Con l'entrata nel mirino delle famose agenzie di rating di stati come Italia e Spagna (la terza e la quarta rispettivamente economia dell'eurozona) ci troviamo di fronte ad un gioco - quello della speculazione - potenzialmente in grado di far saltare la moneta unica e quindi di destabilizzare l'intera economia continentale, se non mondiale. I gravissimi rischi che corriamo in queste ore non sono infatti legati al semplice ribasso dei nostri titoli di stato, il cui spread rispetto ai Bund tedeschi ha toccato oggi i 280 punti per l'Italia e i 300 per la Spagna. I gravi rischi su cui tutti devono interrogarsi riguardano anzitutto la possibilità che il default  del nostro paese o dei cugini iberici possa tirarsi dietro l'intero continente e quindi decenni di integrazione economica e monetaria.
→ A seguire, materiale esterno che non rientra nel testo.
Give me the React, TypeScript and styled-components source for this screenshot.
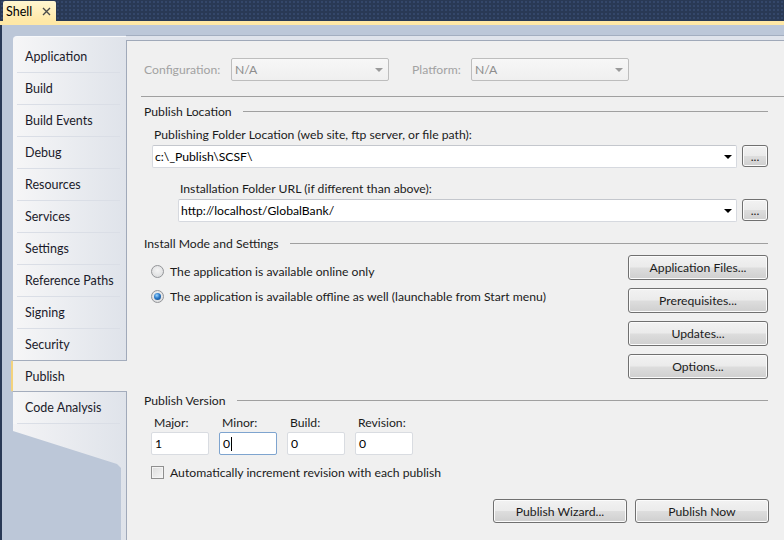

Infatti, se questa macelleria finanziaria dovesse continuare l'euro potrebbe essere davvero a rischio. Di fronte a tutto ciò e al di là degli errori commessi dalle pigre economie dell'Europa mediterranea, in grado di generare solo spesa pubblica, crescita bassa ed elevati tassi di corruzione, l'Europa non può assolutamente permettersi di perdere la moneta unica. 

Sappiamo bene che è necessario un mea culpa. Che i fautori di questo stato di cose sono sistemi sociali e politici molto diversi dai virtuosi stati del nord Europa. Tuttavia, permettere che il fianco scoperto del debito pubblico possa lasciar gioco facile a chi semplicemente alzando una cornetta fa andare giù a picco interi mercati è davvero troppo. Soltanto oggi, Milano ha perso quasi il 4%, e questo nonostante le dichiarazioni rassicuranti fatte oggi dalla cancelliera Angela Merkel sulla nostra manovra finanziaria, in discussione in questi giorni in Parlamento. 

Ora, al di là dei festeggiamenti di rito, nei 150 anni di questa nazione il vero regalo sarebbe poche parole e molti fatti. Il silenzio di questi giorni del nostro premier sembra andare nella giusta direzione. Vediamo quanto dura.